Gay activists employ different approaches to change attitudes


As countries in South Asia take strides toward legalizing homosexuality and even same-sex marriage, queer South Asians in Canada say their community continues to face a unique set of issues.

“There are many challenges that aren’t fully addressed in the mainstream — double and sometimes triple intersections of discrimination,” says Alex Sangha, the founder of Sher Vancouver, a social and support group for gay, lesbian, bisexual, transgender and intersex South Asian people and their allies.

“There’s so much stigma, there’s so much shame, there’s so much work that needs to be done in terms of raising awareness and creating a healthy environment for gay and lesbian and bisexual and transgender youths and minorities to come out.”

Sangha’s own coming-out experience was difficult, which he attributes in part to internalized homophobia and in part to familial and cultural pressure.

“It’s very hard to come out. I came out to my mom when I was 20, and it was actually my mom who asked me, ‘Are you gay?’ And I said I was bisexual because I was too embarrassed to be gay,” Sangha says.

El-Farouk Khaki, a gay and Muslim Toronto immigration lawyer who has been recognized for his work against racial discrimination in the queer community and homophobia in the Muslim community, also found the experience difficult.

“A really big issue in many traditional cultures is giving your parents grandchildren. It’s a cultural expectation, and it’s not just South Asians, it’s not just Muslims. And so being an only child made it particularly difficult for me,” says Khaki, who came out in his late teens and early 20s.

“In the South Asian community, which has become more conservative rather than opening up, you’re dealing then with language issues, religious issues, and then there’s racism and xenophobia,” Khaki says. “There remains this marginalization process within Canada as well, which does affect the coming-out process and the integration of LGBT people from South Asia and other racialized minority communities.”

These cultural expectations, along with others that Sangha says include heterosexual marriage, children, respect and family honour, can impede on individual personal freedoms. However, Khaki stresses that these expectations are not unique to South Asian queer people.

One of the most effective ways of combating traditionalism is through awareness. While the possible solutions are multi-faceted, inter-community interaction is key.

“When people come from traditional backgrounds, they may not know very many queer folk. So where is that point of reconciliation, and how and where and when does that come about? Particularly in North America, fostering interactions between communities is really important,” says Khaki.

 

One of the ways to do that is through community groups. Khaki is the founder of Salaam, a social and support group for queer Muslim people that has opened conversations about the intersection of race and sexuality.

“I started Salaam as a queer Muslim,” Khaki says. “I was often alone when it came to being one of the few people of colour within a queer crowd, and certainly within Muslim crowds nobody was out, so there was nobody else I could really connect or identify with.
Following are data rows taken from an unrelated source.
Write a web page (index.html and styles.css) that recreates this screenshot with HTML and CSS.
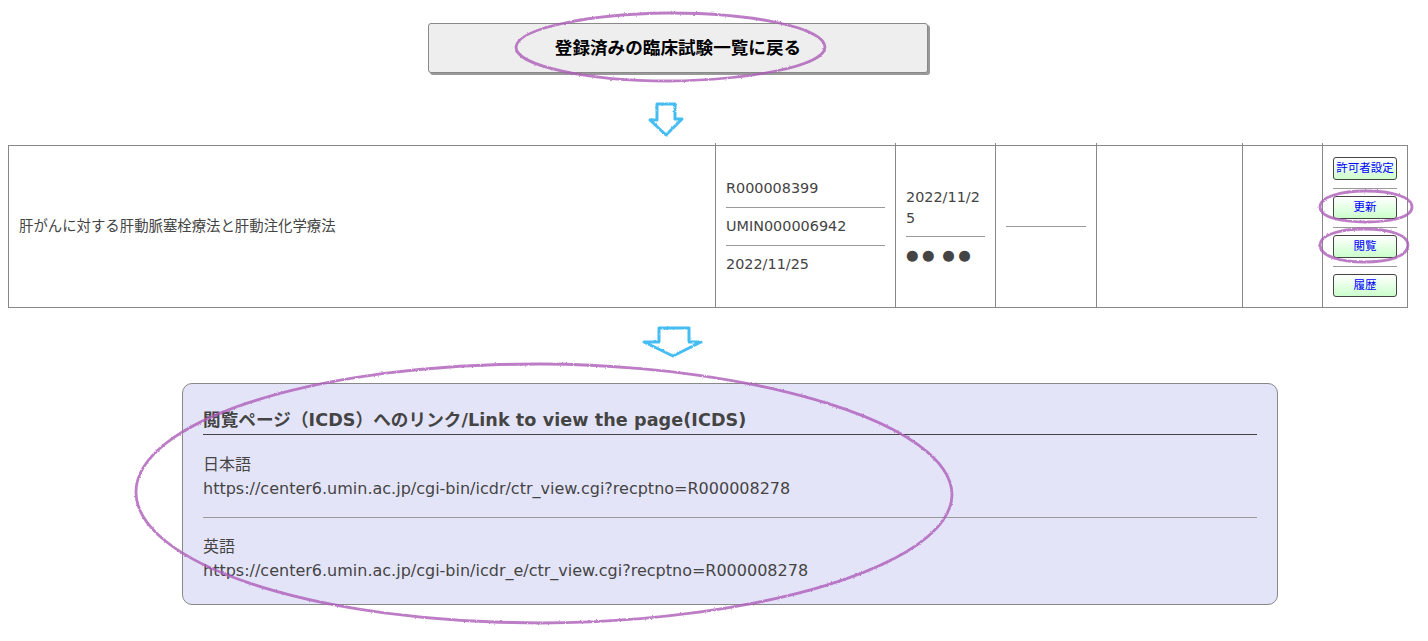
FILE: index.html
```html
<!DOCTYPE html>
<html lang="ja">
<head>
<meta charset="utf-8">
<title>登録済みの臨床試験一覧に戻る</title>
<link rel="stylesheet" href="styles.css">
</head>
<body>
<main class="page">
  <a class="back-button">登録済みの臨床試験一覧に戻る</a>

  <table class="trials">
    <colgroup>
      <col class="c-title"><col class="c-ids"><col class="c-date"><col class="c-blank1"><col class="c-blank2"><col class="c-blank3"><col class="c-actions">
    </colgroup>
    <thead>
      <tr class="ticks"><th></th><th></th><th></th><th></th><th></th><th></th><th></th></tr>
    </thead>
    <tbody>
      <tr>
        <td>肝がんに対する肝動脈塞栓療法と肝動注化学療法</td>
        <td>
          <div>R000008399</div><hr class="rule">
          <div>UMIN000006942</div><hr class="rule">
          <div>2022/11/25</div>
        </td>
        <td>
          <div class="breakable">2022/11/25</div><hr class="rule rule-tight">
          <div class="masked">●● ●●</div>
        </td>
        <td><hr class="rule"></td>
        <td></td>
        <td></td>
        <td class="actions">
          <a class="mini-button">許可者設定</a><hr class="rule rule-a">
          <a class="mini-button">更新</a><hr class="rule rule-a">
          <a class="mini-button">閲覧</a><hr class="rule rule-a">
          <a class="mini-button">履歴</a>
        </td>
      </tr>
    </tbody>
  </table>

  <section class="panel">
    <h2 class="panel-title">閲覧ページ（ICDS）へのリンク/Link to view the page(ICDS)</h2>
    <p class="link-block link-first">日本語<br>https://center6.umin.ac.jp/cgi-bin/icdr/ctr_view.cgi?recptno=R000008278</p>
    <hr class="panel-rule">
    <p class="link-block">英語<br>https://center6.umin.ac.jp/cgi-bin/icdr_e/ctr_view.cgi?recptno=R000008278</p>
  </section>
</main>

<svg class="marks" width="1428" height="641" viewBox="0 0 1428 641" aria-hidden="true">
  <defs>
    <filter id="crayon" x="-5%" y="-5%" width="110%" height="110%">
      <feTurbulence type="fractalNoise" baseFrequency="0.45" numOctaves="2" seed="4" result="n"/>
      <feDisplacementMap in="SourceGraphic" in2="n" scale="2.2" xChannelSelector="R" yChannelSelector="G"/>
    </filter>
  </defs>
  <g class="ring" filter="url(#crayon)">
    <path d="M516 47 C518 28 590 14 668 13 C750 13 824 27 825 47 C825 66 750 80 668 81 C590 81 515 66 516 47 Z"/>
    <path d="M1320 207 C1320 197 1340 191 1366 191 C1392 191 1412 197 1412 207 C1412 217 1392 222 1366 222 C1340 222 1320 217 1320 207 Z"/>
    <path d="M1320 245 C1320 235 1340 229 1364 229 C1390 229 1408 235 1408 245 C1408 256 1390 262 1364 262 C1340 262 1320 256 1320 245 Z"/>
    <path d="M136 492 C136 425 300 364 540 364 C760 365 952 425 952 495 C950 565 760 622 540 623 C300 622 136 560 136 492 Z"/>
  </g>
  <g class="arrow" filter="url(#crayon)">
    <path d="M657 104 H675 V119 H682 L666 135 L650 120 H657 Z"/>
    <path d="M659 328 H689 V342 H701 L673 356 L644 342 H659 Z"/>
  </g>
</svg>
</body>
</html>
```

FILE: styles.css
```css
html, body {
  margin: 0;
  padding: 0;
  background: #fff;
}

body {
  font-family: "DejaVu Sans", "Noto Sans CJK JP", sans-serif;
  color: #444;
  font-size: 14.4px;
  height: 641px;
  overflow: hidden;
}

.page {
  padding: 23px 20px 0 8px;
}

.back-button {
  display: flex;
  align-items: center;
  justify-content: center;
  box-sizing: border-box;
  width: 500px;
  height: 50px;
  margin-left: 420px;
  padding-bottom: 4px;
  background: #eee;
  border: 1px solid #888;
  border-radius: 3px;
  box-shadow: 2px 2px 0 #999;
  color: #000;
  font-size: 17.6px;
  font-weight: bold;
  font-family: "Noto Sans CJK JP", sans-serif;
}

.trials {
  table-layout: fixed;
  width: 1399px;
  margin-top: 70px;
  border-collapse: collapse;
}

.c-title { width: 707px; }
.c-ids { width: 180px; }
.c-date { width: 100px; }
.c-blank1 { width: 101px; }
.c-blank2 { width: 146px; }
.c-blank3 { width: 80px; }
.c-actions { width: 85px; }

.ticks th {
  height: 2px;
  padding: 0;
  border-left: 1px solid #888;
  border-right: 1px solid #888;
}

.ticks th:first-child,
.ticks th:last-child {
  border-left: 0;
  border-right: 0;
}

.ticks th:nth-child(2) { border-left: 1px solid #888; }

.trials td {
  height: 141px;
  padding: 10px;
  border: 1px solid #888;
  vertical-align: middle;
  line-height: 21px;
  font-size: 14.4px;
}

.breakable {
  word-break: break-all;
}

.masked {
  letter-spacing: 3.5px;
  word-spacing: -4px;
}

.rule {
  height: 1px;
  margin: 8px 0;
  border: 0;
  background: #999;
}

.rule-tight {
  margin: 7px 0 8px;
}

.trials .actions {
  text-align: center;
  padding: 10px 10px;
}

.rule-a {
  margin: 8px 0 7px;
}

.mini-button {
  display: flex;
  align-items: center;
  justify-content: center;
  box-sizing: border-box;
  width: 64px;
  height: 23px;
  border: 1px solid #444;
  border-radius: 3px;
  background: linear-gradient(#fff, #ccffcc);
  color: #00f;
  font-size: 11.5px;
  line-height: 1;
  font-family: "Noto Sans CJK JP", sans-serif;
}

.panel {
  box-sizing: border-box;
  width: 1096px;
  height: 222px;
  margin: 75px 0 0 174px;
  padding: 20px;
  background: #e4e4f9;
  border: 1px solid #888;
  border-radius: 10px;
}

.panel-title {
  margin: 4px 0 0;
  padding-bottom: 1px;
  border-bottom: 1px solid #444;
  font-size: 17.6px;
  letter-spacing: 0.06px;
  line-height: 25px;
  font-weight: bold;
}

.link-block {
  margin: 17px 0 0;
  font-size: 16px;
  line-height: 24px;
}

.link-first {
  margin-top: 18px;
}

.panel-rule {
  height: 1px;
  margin: 16px 0 0;
  border: 0;
  background: #999;
}

.marks {
  position: absolute;
  left: 0;
  top: 0;
  pointer-events: none;
}

.ring path {
  fill: none;
  stroke: #ad5cb8;
  stroke-width: 2.8;
  opacity: 0.8;
}

.arrow path {
  fill: #fff;
  stroke: #45bdf2;
  stroke-width: 3;
  stroke-linejoin: round;
}
```
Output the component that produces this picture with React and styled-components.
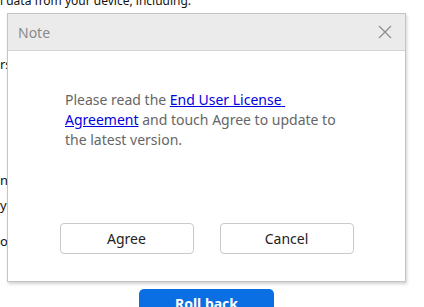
import React from "react";
import styled, { createGlobalStyle } from "styled-components";

const GlobalStyle = createGlobalStyle`
  html, body {
    margin: 0;
    padding: 0;
    background: #ffffff;
  }
  body {
    font-family: "Noto Sans", "Liberation Sans", sans-serif;
    width: 424px;
    height: 307px;
    overflow: hidden;
  }
`;

const Page = styled.div`
  position: relative;
  width: 424px;
  height: 307px;
  overflow: hidden;
  background: #fff;
`;

const BackText = styled.div`
  display: flex;
  flex-direction: column;
  font-size: 13px;
  color: #111;
  line-height: 16px;
`;

const TopLine = styled.div`
  margin-top: -7px;
  font-size: 12px;
  white-space: nowrap;
`;

const SideLine = styled.div`
  margin-top: ${(p) => p.gap}px;
  white-space: nowrap;
`;

const RollBack = styled.button`
  position: absolute;
  left: 139px;
  top: 289px;
  width: 135px;
  height: 34px;
  border: none;
  border-radius: 5px;
  background: #0a6fe2;
  color: #fff;
  font-family: "Noto Sans", "Liberation Sans", sans-serif;
  font-weight: 700;
  font-size: 14px;
  padding: 0;
  padding-top: 5px;
  display: flex;
  justify-content: center;
  align-items: flex-start;
`;

const Dialog = styled.div`
  position: absolute;
  left: 7px;
  top: 13px;
  width: 397px;
  height: 267px;
  border: 1px solid #c4c4c4;
  background: #fff;
  box-shadow: 1px 2px 3px rgba(0, 0, 0, 0.18);
  display: flex;
  flex-direction: column;
`;

const Header = styled.div`
  height: 36px;
  background: #ebebeb;
  border-bottom: 1px solid #d4d4d4;
  display: flex;
  align-items: center;
  justify-content: space-between;
  padding: 0 13px 0 10px;
`;

const Title = styled.div`
  font-size: 14px;
  color: #8a8a8a;
`;

const Close = styled.button`
  width: 14px;
  height: 14px;
  padding: 0;
  border: none;
  background: none;
  display: flex;
`;

const Body = styled.div`
  flex: 1;
  padding: 39px 20px 0 57px;
`;

const Message = styled.p`
  margin: 0;
  font-size: 14px;
  line-height: 20px;
  color: #666;
`;

const Link = styled.a`
  color: #0000e0;
  text-decoration: underline;
`;

const Actions = styled.div`
  display: flex;
  justify-content: center;
  gap: 26px;
  padding-bottom: 27px;
`;

const Btn = styled.button`
  width: 134px;
  height: 31px;
  border: 1px solid #c9c9c9;
  border-radius: 4px;
  background: #fff;
  font-family: "Noto Sans", "Liberation Sans", sans-serif;
  font-size: 14px;
  color: #222;
  padding: 0;
`;

export default function App() {
  return (
    <Page>
      <GlobalStyle />
      <BackText>
        <TopLine>l data from your device, including:</TopLine>
        <SideLine gap={47}>rs</SideLine>
        <SideLine gap={100}>n</SideLine>
        <SideLine gap={9}>ys</SideLine>
        <SideLine gap={20}>o</SideLine>
      </BackText>
      <RollBack>Roll back</RollBack>
      <Dialog>
        <Header>
          <Title>Note</Title>
          <Close aria-label="Close">
            <svg width="14" height="14" viewBox="0 0 14 14">
              <path d="M1 1 L13 13 M13 1 L1 13" stroke="#8c8c8c" strokeWidth="1.2" fill="none" />
            </svg>
          </Close>
        </Header>
        <Body>
          <Message>
            Please read the <Link href="#">End User License{"\u00a0"}</Link>
            <br />
            <Link href="#">Agreement</Link> and touch Agree to update to
            <br />
            the latest version.
          </Message>
        </Body>
        <Actions>
          <Btn>Agree</Btn>
          <Btn>Cancel</Btn>
        </Actions>
      </Dialog>
    </Page>
  );
}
When I moved to Toronto in 1989, I started to meet for the first time other LGBT-identified Muslims, and even though intellectually I knew I was not the only one, it had never translated into a sense of community or a social space before.”

As a way of creating and sharing community, Khaki has hosted the Salaam/Peace Iftar dinner during Ramadan since 2003. The dinner, which is attended by queer and straight Muslims and non-Muslims and has grown from 130 participants to more than 300, is an opportunity for such interaction.

“It’s a bridge builder, and people get to know other people and get to shed their prejudices and get to break bread with people who they wouldn’t normally have broken bread with. I think events like that create these points of engagement,” Khaki says.

Community outreach, particularly for youths, is also important. Sher Vancouver runs the Dosti Project, through which outreach workers visit schools to speak about being gay and South Asian. Though the project is no longer funded by the federal government and currently operates on a reduced scale, Sangha says the response from students has been positive.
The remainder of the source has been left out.